A topic that seems to frequently surface when teams are compared is head-to-head. Humans tend to put a lot more emphasis on head-to-head results than do computers, and it is worth investigating which is right.

First a few words about exactly what I am testing. Sports polls are largely based on subjective judgments, and in some sense it's true that the prevailing opinion is by definition the correct one. I'm not arguing that, but I do want to examine the effects of head-to-head competition on the statistics.

I will assume that you have read the description of my Win/loss ratings, so I summarize here. For every team, there exists a likelihood of it having a rating of "r", which I define "P(r)". P(r) is a function of the wins, losses, opponent strengths, game venues, and the prior. The goal of a statistically-based win-loss rating is to find some measure of that probability distribution that can be meaningfully compared with other teams. The best such meaningful measure I can find is the probability that team A (rating=a) is superior to team B (rating=b); in other words the fraction of the area under the cumulative probability distribution P(a,b) for which a>b.
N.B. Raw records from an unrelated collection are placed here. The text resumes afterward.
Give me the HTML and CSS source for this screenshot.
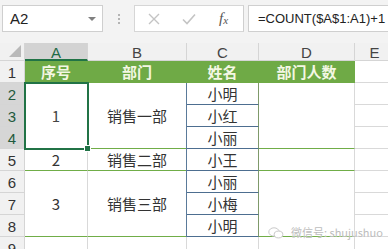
FILE: index.html
```html
<!DOCTYPE html>
<html lang="zh-CN">
<head>
	<meta charset="UTF-8">
	<meta name="viewport" content="width=device-width, initial-scale=1.0">
	<title>部门人数</title>
	<link rel="stylesheet" href="styles.css">
</head>
<body>
	<div class="topbar">
		<div class="namebox">
			<span>A2</span>
			<span class="caret"></span>
		</div>
		<div class="grip"><i></i><i></i><i></i></div>
		<div class="fxbox">
			<svg class="ico-x" width="12" height="12" viewBox="0 0 12 12"><path d="M1 1L11 11M11 1L1 11" stroke="#c4c4c4" stroke-width="1.4" fill="none"/></svg>
			<svg class="ico-ok" width="14" height="12" viewBox="0 0 14 12"><path d="M1 6.5L5 10.5L13 1.5" stroke="#c4c4c4" stroke-width="1.6" fill="none"/></svg>
			<span class="fx">f<sub>x</sub></span>
		</div>
		<div class="formula">=COUNT($A$1:A1)+1</div>
	</div>

	<div class="sheet">
		<div class="hd corner"><span class="tri"></span></div>
		<div class="hd col sel">A</div>
		<div class="hd col">B</div>
		<div class="hd col">C</div>
		<div class="hd col">D</div>
		<div class="hd col">E</div>

		<div class="hd row">1</div>
		<div class="cell title">序号</div>
		<div class="cell title">部门</div>
		<div class="cell title">姓名</div>
		<div class="cell title">部门人数</div>
		<div class="cell"></div>

		<div class="hd row sel">2</div>
		<div class="cell span3 grp picked">1<span class="handle"></span></div>
		<div class="cell span3 grp">销售一部</div>
		<div class="cell name">小明</div>
		<div class="cell span3 grp"></div>
		<div class="cell"></div>

		<div class="hd row sel">3</div>
		<div class="cell name">小红</div>
		<div class="cell"></div>

		<div class="hd row sel">4</div>
		<div class="cell name grp">小丽</div>
		<div class="cell"></div>

		<div class="hd row">5</div>
		<div class="cell grp">2</div>
		<div class="cell grp">销售二部</div>
		<div class="cell name grp">小王</div>
		<div class="cell grp"></div>
		<div class="cell"></div>

		<div class="hd row">6</div>
		<div class="cell span3 grp">3</div>
		<div class="cell span3 grp">销售三部</div>
		<div class="cell name">小丽</div>
		<div class="cell span3 grp"></div>
		<div class="cell"></div>

		<div class="hd row">7</div>
		<div class="cell name">小梅</div>
		<div class="cell"></div>

		<div class="hd row">8</div>
		<div class="cell name grp">小明</div>
		<div class="cell"></div>

		<div class="hd row">9</div>
		<div class="cell"></div>
		<div class="cell"></div>
		<div class="cell"></div>
		<div class="cell"></div>
		<div class="cell"></div>
	</div>

	<div class="watermark">
		<svg width="16" height="12" viewBox="0 0 16 12"><ellipse cx="6" cy="5" rx="5.2" ry="4.2" fill="none" stroke="#c9c9c9" stroke-width="1"/><ellipse cx="10.5" cy="7.5" rx="4.3" ry="3.4" fill="#fff" stroke="#c9c9c9" stroke-width="1"/></svg>
		<span>微信号: shujushuo</span>
	</div>
</body>
</html>
```

FILE: styles.css
```css
body{
	margin: 0;
	width: 388px;
	height: 249px;
	overflow: hidden;
	background: #fff;
	font-family: "Liberation Sans", Arial, sans-serif;
	position: relative;
}
.topbar{
	height: 43px;
	background: #f3f3f3;
	display: flex;
	align-items: flex-start;
	padding-top: 5px;
	box-sizing: border-box;
}
.namebox{
	width: 101px;
	height: 27px;
	margin-left: 2px;
	background: #fff;
	border: 1px solid #cfcfcf;
	box-sizing: border-box;
	display: flex;
	align-items: center;
	justify-content: space-between;
	padding: 0 6px 0 7px;
	font-size: 15px;
	color: #222;
}
.caret{
	width: 0;
	height: 0;
	border-left: 4px solid transparent;
	border-right: 4px solid transparent;
	border-top: 4px solid #808080;
}
.grip{
	width: 31px;
	height: 27px;
	display: flex;
	flex-direction: column;
	align-items: center;
	justify-content: center;
	gap: 2px;
}
.grip i{
	width: 2px;
	height: 2px;
	background: #b4b4b4;
}
.fxbox{
	width: 110px;
	height: 27px;
	background: #fff;
	border: 1px solid #d6d6d6;
	border-right: 1px solid #cfcfcf;
	box-sizing: border-box;
	display: flex;
	align-items: center;
	padding-left: 13px;
}
.ico-ok{
	margin-left: 22px;
}
.fx{
	margin-left: 23px;
	font-family: "Liberation Serif", serif;
	font-style: italic;
	font-size: 15px;
	color: #555;
}
.fx sub{
	font-size: 11px;
	vertical-align: -1px;
}
.formula{
	flex: 1;
	height: 27px;
	margin-left: 4px;
	background: #fff;
	border: 1px solid #cfcfcf;
	border-right: none;
	box-sizing: border-box;
	padding-left: 9px;
	font-size: 13px;
	line-height: 25px;
	color: #222;
	white-space: nowrap;
}
.sheet{
	display: grid;
	grid-template-columns: 25px 63px 99px 72px 96px 40px;
	grid-template-rows: 18px repeat(9, 22px);
}
.sheet > div{
	box-sizing: border-box;
	display: flex;
	align-items: center;
	justify-content: center;
}
.hd{
	background: #f1f1f1;
	color: #444;
	font-size: 15px;
	border-right: 1px solid #d5d5d5;
	border-bottom: 1px solid #d5d5d5;
}
.hd.col{
	padding-top: 2px;
}
.hd.col.sel{
	background: #d3d3d3;
	color: #1f6b45;
	border-bottom: 2px solid #217346;
}
.hd.row{
	padding-top: 2px;
	color: #333;
}
.hd.row.sel{
	background: #d6d6d6;
	color: #1f5a3c;
}
.corner{
	position: relative;
}
.tri{
	position: absolute;
	right: 3px;
	bottom: 3px;
	width: 12px;
	height: 12px;
	background: #b9b9b9;
	clip-path: polygon(100% 0, 100% 100%, 0 100%);
}
.cell{
	border-right: 1px solid #d9d9d9;
	border-bottom: 1px solid #d9d9d9;
	font-family: "Noto Sans CJK SC", sans-serif;
	font-size: 15px;
	color: #333;
}
.cell.title{
	background: #6faa46;
	border-color: #6faa46;
	color: #f4f7e4;
	font-weight: bold;
}
.span3{
	grid-row: span 3;
}
.grp{
	border-bottom-color: #70ad47;
}
.name{
	border-bottom-color: #4d6e90;
	border-right-color: #7f9a6a;
	box-shadow: -1px 0 0 #5a7a9a;
}
.picked{
	position: relative;
	z-index: 1;
	outline: 2px solid #217346;
	outline-offset: -1px;
	color: #444;
}
.handle{
	position: absolute;
	right: -4px;
	bottom: -4px;
	width: 5px;
	height: 5px;
	background: #217346;
	border: 1px solid #fff;
}
.watermark{
	position: absolute;
	left: 268px;
	top: 225px;
	display: flex;
	align-items: center;
	gap: 7px;
	white-space: nowrap;
	font-family: "Noto Sans CJK SC", sans-serif;
	font-size: 11px;
	line-height: 15px;
	color: #bdbdbd;
	text-shadow: 0 0 2px #fff;
}
```
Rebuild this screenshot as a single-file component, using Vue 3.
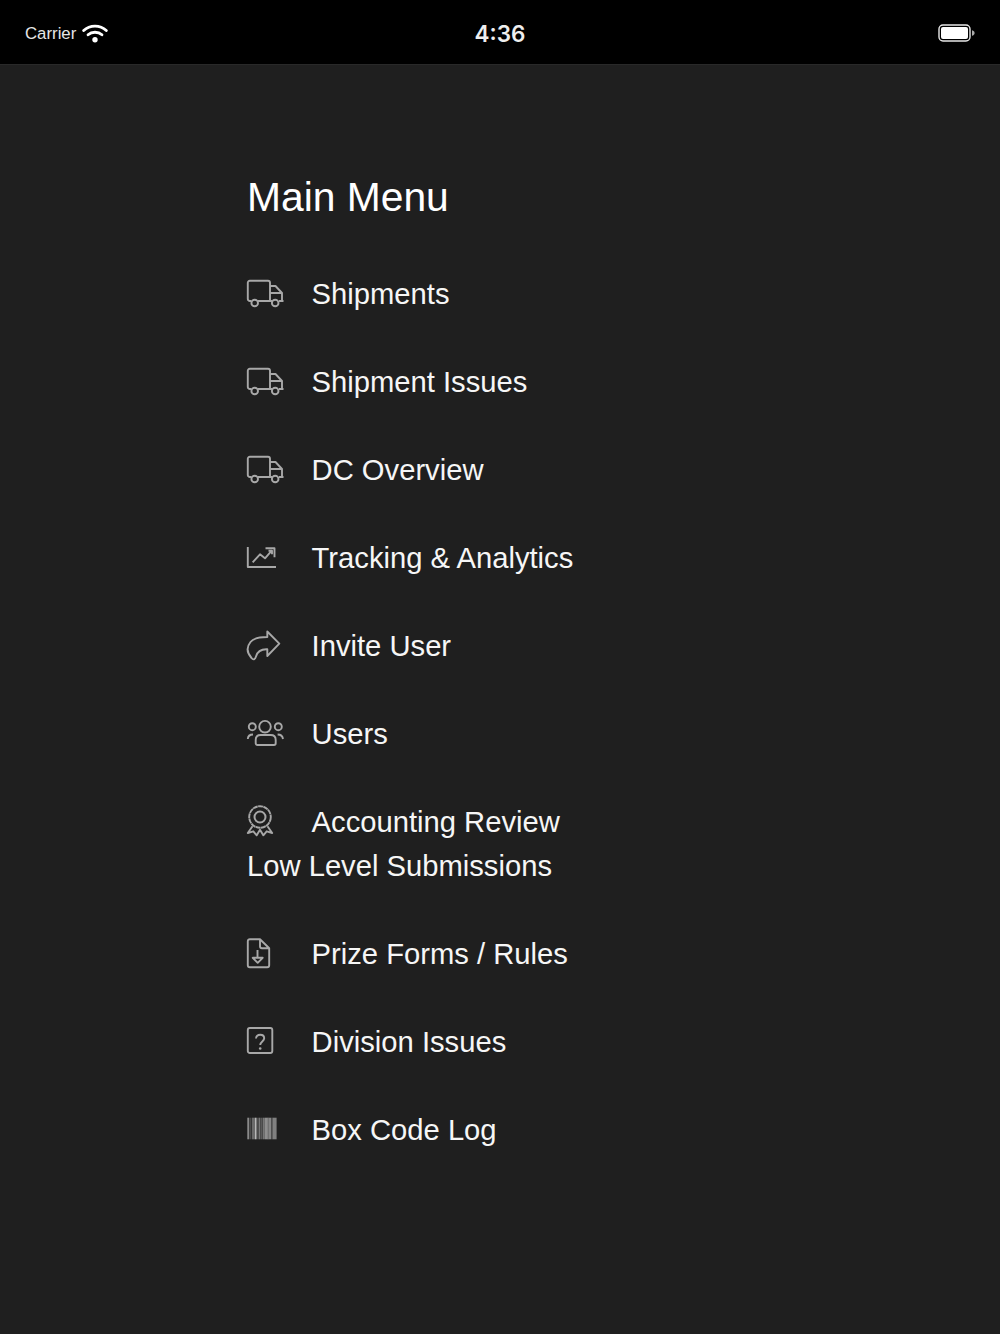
<template>
  <div class="screen">
    <header class="status-bar">
      <div class="status-left">
        <span class="carrier">Carrier</span>
        <svg class="wifi" width="26" height="20" viewBox="0 0 27 20">
          <path d="M1.8 7.400C8.200 1.400 18.800 1.400 25.200 7.400" fill="none" stroke="#fff" stroke-width="3" stroke-linecap="round" />
          <path d="M6.300 11.800C10.200 8.400 16.800 8.400 20.700 11.800" fill="none" stroke="#fff" stroke-width="3" stroke-linecap="round" />
          <circle cx="13.500" cy="17" r="2.800" fill="#fff" />
        </svg>
      </div>
      <div class="clock">4:36</div>
      <svg class="battery" width="37" height="18" viewBox="0 0 37 18">
        <rect x="1" y="1" width="31" height="16" rx="4" fill="none" stroke="#e8e8e8" stroke-width="1.400" />
        <rect x="3" y="3" width="27" height="12" rx="2" fill="#fff" />
        <path d="M34 6.200c1.600.4 2.600 1.400 2.600 2.800s-1 2.400-2.600 2.800z" fill="#aaa" />
      </svg>
    </header>

    <main class="menu">
      <h1>Main Menu</h1>
      <p v-for="item in items" :key="item.label" class="menu-item">
        <svg class="ico" width="40" height="36" viewBox="0 0 40 36">
          <g v-if="item.icon === 'truck'">
            <path d="M4.500 25H2.800A2 2 0 0 1 .8 23V6.800a2 2 0 0 1 2-2H21a2 2 0 0 1 2 2V25H11M23 10h5.500l6.500 7v8h-3M23 17h12M23 25h2M35 25h1.500" />
            <circle cx="7.700" cy="27" r="3.300" />
            <circle cx="28.200" cy="27" r="3.300" />
          </g>
          <g v-else-if="item.icon === 'chart'">
            <path d="M.8 7V27H29" />
            <path d="M5.700 22.300 13 14.300l5 4 6.500-7.500M18.500 8.300h9v9M21.500 10.800h3.500v3.500" />
          </g>
          <g v-else-if="item.icon === 'share'">
            <path d="M20.300 3.500 32.300 15.700 20.300 28V21.300C14 21 10.500 23 9 28.500 8 32 6 32 4.500 30 0 25-.5 19 3.500 14 7 9.500 13 9 20.300 9Z" />
          </g>
          <g v-else-if="item.icon === 'users'">
            <circle cx="18" cy="10.700" r="5.800" />
            <circle cx="5.300" cy="10.700" r="3.500" />
            <circle cx="31.300" cy="10.700" r="3.500" />
            <path d="M.8 23C1 20 2.700 18.500 6 18.500M36 23C35.600 20 34 18.500 30.600 18.500" />
            <path d="M10.500 29H27a1.700 1.700 0 0 0 1.700-1.700V24c0-3-2-5-5-5H13.700c-3 0-5 2-5 5v3.300a1.700 1.700 0 0 0 1.800 1.700Z" />
          </g>
          <g v-else-if="item.icon === 'award'">
            <circle cx="13" cy="13" r="10.800" stroke-dasharray="5 .4" />
            <circle cx="13" cy="13" r="5.500" stroke-width="2" />
            <path d="M5.500 22.300.8 29l5.500-1.700 3.400 4L13 25.700l3.300 5.600 3.400-4 5.500 1.700-4.700-6.700" />
          </g>
          <g v-else-if="item.icon === 'file'">
            <path d="M13 3.200H2.800a2 2 0 0 0-2 2v24a2 2 0 0 0 2 2h17.400a2 2 0 0 0 2-2V12.300ZM13 3.200v7a2 2 0 0 0 2 2h7.200" />
            <path d="M10.500 14v8M5.700 21.800h10l-5 5Z" />
          </g>
          <g v-else-if="item.icon === 'question'">
            <rect x=".8" y="4" width="24.500" height="25" rx="2" />
            <path d="M9 14.500C9.300 12 11 10.800 13.200 10.800c2.400 0 4 1.500 4 3.500 0 3-4 3.300-4 6.700" />
            <circle cx="13.200" cy="24.500" r="1.300" class="dot" />
          </g>
          <g v-else class="barcode">
            <rect v-for="bar in bars" :key="bar[0]" :x="bar[0]" y="5.700" :width="bar[1]" height="21.600" :fill="bar[2]" />
          </g>
        </svg>{{ item.label }}
      </p>
    </main>
  </div>
</template>

<script setup>
const items = [
  { icon: 'truck', label: 'Shipments' },
  { icon: 'truck', label: 'Shipment Issues' },
  { icon: 'truck', label: 'DC Overview' },
  { icon: 'chart', label: 'Tracking & Analytics' },
  { icon: 'share', label: 'Invite User' },
  { icon: 'users', label: 'Users' },
  { icon: 'award', label: 'Accounting Review Low Level Submissions' },
  { icon: 'file', label: 'Prize Forms / Rules' },
  { icon: 'question', label: 'Division Issues' },
  { icon: 'barcode', label: 'Box Code Log' }
]

// x, width, colour of each barcode stripe
const bars = [
  [0.3, 2, '#8a8a8a'], [3, 1, '#4a4a4a'], [4.7, 3.3, '#6a6a6a'], [8, 1.6, '#b8b8b8'],
  [10.2, 1, '#555'], [11.5, 2, '#777'], [14, 1, '#5a5a5a'], [15.5, 1.5, '#777'],
  [17.3, 3, '#8e8e8e'], [20.3, 1, '#a0a0a0'], [21.3, 3, '#868686'], [24.6, 1, '#666'], [25.6, 4, '#808080']
]
</script>

<style>
html, body { margin: 0; background: #1f1f1f; }
</style>

<style scoped>
.screen { width: 1000px; height: 1334px; background: #1f1f1f; color: #f6f6f6; font-family: "Liberation Sans", Arial, sans-serif; overflow: hidden; }
.status-bar { height: 64px; box-sizing: border-box; padding: 2px 25px 0; background: #000; box-shadow: 0 1px 0 #292929; display: flex; align-items: center; justify-content: space-between; position: relative; }
.status-left { display: flex; align-items: center; gap: 6px; }
.carrier { font-size: 16.800px; color: #e6e6e6; padding-top: 2px; }
.wifi { display: block; margin-top: -1px; }
.clock { position: absolute; left: 0; right: 0; text-align: center; font-family: Inter, "Liberation Sans", sans-serif; font-size: 22.500px; font-weight: 600; color: #eee; }
.battery { display: block; }
.menu { width: 340px; margin-left: 247px; padding-top: 110px; }
h1 { margin: 0 0 30px; font-size: 40.800px; font-weight: 400; line-height: 46px; color: #fff; }
.menu-item { margin: 0; padding: 22px 0; font-size: 29.200px; line-height: 44px; }
.ico { display: inline; margin-right: 24.600px; vertical-align: -8px; fill: none; stroke: #a8a8a8; stroke-width: 1.900; stroke-linejoin: round; overflow: visible; }
.ico .dot { fill: #a8a8a8; stroke: none; }
.ico .barcode { stroke: none; }
</style>
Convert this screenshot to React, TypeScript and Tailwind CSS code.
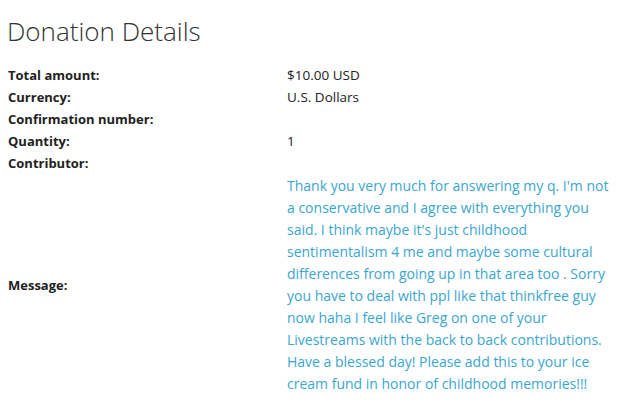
const rows = [
  { label: 'Total amount:', value: '$10.00 USD' },
  { label: 'Currency:', value: 'U.S. Dollars' },
  { label: 'Confirmation number:', value: '' },
  { label: 'Quantity:', value: '1' },
  { label: 'Contributor:', value: '' },
]

// line breaks kept as in the original message box
const messageLines = [
  "Thank you very much for answering my q. I'm not",
  'a conservative and I agree with everything you',
  "said. I think maybe it's just childhood",
  'sentimentalism 4 me and maybe some cultural',
  'differences from going up in that area too . Sorry',
  'you have to deal with ppl like that thinkfree guy',
  'now haha I feel like Greg on one of your',
  'Livestreams with the back to back contributions.',
  'Have a blessed day! Please add this to your ice',
  'cream fund in honor of childhood memories!!!',
]

export default function App() {
  return (
    <div className="w-[633px] h-[414px] bg-white text-[#222] font-['Open_Sans',sans-serif]">
      <h1 className="pl-[7px] pt-[12px] text-[26px] leading-[38px] font-light text-[#333]">
        Donation Details
      </h1>
      <div className="mt-[14px] pl-2 grid grid-cols-[279px_346px]">
        {rows.map(row => (
          <div key={row.label} className="contents">
            <div className="text-[13px] leading-[22px] font-bold">{row.label}</div>
            <div className="text-[13.5px] leading-[22px] h-[22px]">{row.value}</div>
          </div>
        ))}
        <div className="text-[13px] leading-[22px] font-bold self-center">Message:</div>
        <div className="text-[14px] leading-[22px] text-[#3aa6cf] pt-[1px]">
          {messageLines.map(line => (
            <span key={line} className="block whitespace-nowrap">{line}</span>
          ))}
        </div>
      </div>
    </div>
  )
}
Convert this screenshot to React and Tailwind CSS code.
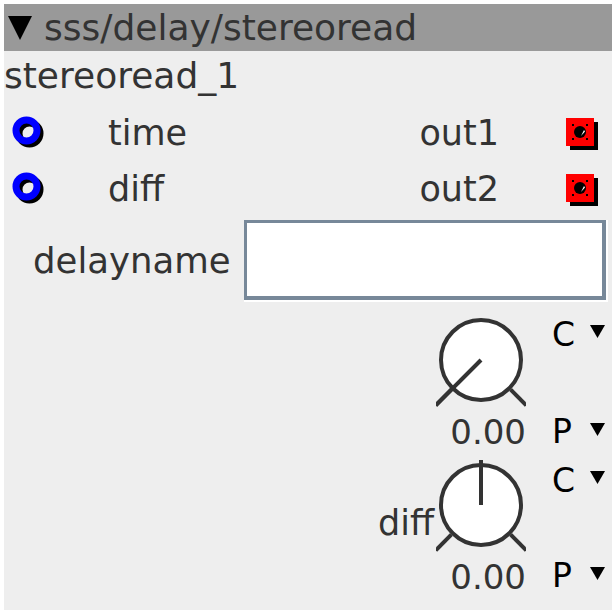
import React from 'react';

const sans = { fontFamily: '"DejaVu Sans", Verdana, sans-serif' };

function Inlet() {
  return (
    <svg width="34" height="34" viewBox="0 0 34 34">
      <circle cx="17.5" cy="17.5" r="10.5" fill="none" stroke="#000" strokeWidth="7" />
      <circle cx="14.5" cy="14.5" r="10.5" fill="none" stroke="#0000ff" strokeWidth="7" />
    </svg>
  );
}

function Outlet() {
  return (
    <svg width="34" height="34" viewBox="0 0 34 34">
      <rect x="4" y="4" width="28" height="28" fill="#000" />
      <rect x="0" y="0" width="28" height="28" fill="#ff0000" />
      <circle cx="14" cy="14" r="6" fill="#000" />
      <path d="M15 18 L19 13.5 L18 12 Z" fill="#fff" />
      {[[7, 7], [21, 7], [7, 21], [21, 21]].map(([x, y], i) => (
        <rect key={i} x={x - 1} y={y - 1} width="2" height="2" fill="#000" />
      ))}
    </svg>
  );
}

function Tri({ w = 15, h = 13 }) {
  return (
    <svg width={w} height={h} viewBox={`0 0 ${w} ${h}`} className="block">
      <polygon points={`0,0 ${w},0 ${w / 2},${h}`} fill="#000" />
    </svg>
  );
}

function Knob({ angle }) {
  const cx = 45;
  const cy = 45;
  const pt = (a, r) => {
    const rad = (a * Math.PI) / 180;
    return [cx + r * Math.sin(rad), cy - r * Math.cos(rad)];
  };
  const [l1x, l1y] = pt(-135, 42);
  const [l2x, l2y] = pt(-135, 64);
  const [r1x, r1y] = pt(135, 42);
  const [r2x, r2y] = pt(135, 64);
  const [px, py] = pt(angle, 64);
  return (
    <svg width="90" height="92" viewBox="0 0 90 92" className="block">
      <circle cx={cx} cy={cy} r="40" fill="#fff" stroke="#333" strokeWidth="4" />
      <line x1={l1x} y1={l1y} x2={l2x} y2={l2y} stroke="#333" strokeWidth="4" />
      <line x1={r1x} y1={r1y} x2={r2x} y2={r2y} stroke="#333" strokeWidth="4" />
      <line x1={cx} y1={cy} x2={px} y2={py} stroke="#333" strokeWidth="4" />
    </svg>
  );
}

function KnobRow({ label, angle, knobTop, cTop, gap }) {
  return (
    <div className="flex justify-end pr-[7px] shrink-0">
      {label && (
        <span className="text-[35px] leading-[40px] text-[#333] mt-[45px] mr-[2px]" style={sans}>
          {label}
        </span>
      )}
      <div className="flex flex-col w-[90px]" style={{ marginTop: knobTop }}>
        <Knob angle={angle} />
        <div className="text-right text-[34px] leading-[51px] text-[#333] whitespace-nowrap" style={sans}>
          0.00
        </div>
      </div>
      <div className="flex flex-col w-[53px] ml-[26px]" style={{ marginTop: cTop }}>
        <div className="flex items-start h-[38px] text-[33px] leading-[38px] text-black" style={sans}>
          <span>C</span>
          <span className="ml-auto mt-[9px]"><Tri /></span>
        </div>
        <div className="flex items-start h-[38px] text-[33px] leading-[38px] text-black" style={{ ...sans, marginTop: gap }}>
          <span>P</span>
          <span className="ml-auto mt-[10px]"><Tri /></span>
        </div>
      </div>
    </div>
  );
}

function PortRow({ name, out }) {
  return (
    <div className="flex items-center h-[56px] text-[35px] text-[#333] shrink-0" style={sans}>
      <div className="ml-[8px]"><Inlet /></div>
      <span className="ml-[62px] flex-1">{name}</span>
      <span>{out}</span>
      <div className="ml-[67px] mr-[12px] mt-[4px]"><Outlet /></div>
    </div>
  );
}

export default function App() {
  return (
    <div className="w-[616px] h-[616px] bg-white pt-1 pl-1">
      <div className="w-[608px] h-[606px] bg-[#eeeeee] flex flex-col overflow-hidden">
        {/* title */}
        <div className="h-[47px] bg-[#999999] flex items-center shrink-0">
          <span className="ml-[4px] mt-[1px]"><Tri w={24} h={24} /></span>
          <span className="ml-[12px] text-[36px] text-[#333] whitespace-nowrap" style={sans}>sss/delay/stereoread</span>
        </div>

        <div className="h-[54px] text-[36px] leading-[49px] text-[#333] shrink-0" style={sans}>
          stereoread_1
        </div>

        <PortRow name="time" out="out1" />
        <PortRow name="diff" out="out2" />

        {/* delayname */}
        <div className="flex items-center mt-[3px] h-[82px] shrink-0">
          <span className="ml-[29px] text-[35.5px] text-[#333]" style={sans}>delayname</span>
          <div className="ml-[13px] border-b-2 border-r-2 border-white">
            <div className="w-[362px] h-[80px] bg-white border-t-[3px] border-l-[3px] border-b-4 border-r-4 border-[#778899]" />
          </div>
        </div>

        <KnobRow angle={-135} knobTop={13} cTop={14} gap={59} />
        <KnobRow label="diff" angle={0} knobTop={2} cTop={4} gap={57} />
      </div>
    </div>
  );
}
As noted in the Win/loss rating description, at some point we have to make assumptions about strengths of opponents in order to be able to reduce the calculation time for Division I football to less than a trillion years. This is what I want to test here: do these approximations somehow cause statistical computer ratings to be biased against winners of head-to-head games? The quick answer is no, and in fact that the loser of a head-to-head game is, if anything, probably better than the winner, assuming that the teams played the same schedule and had the same record. Let's take a look at why this is the case.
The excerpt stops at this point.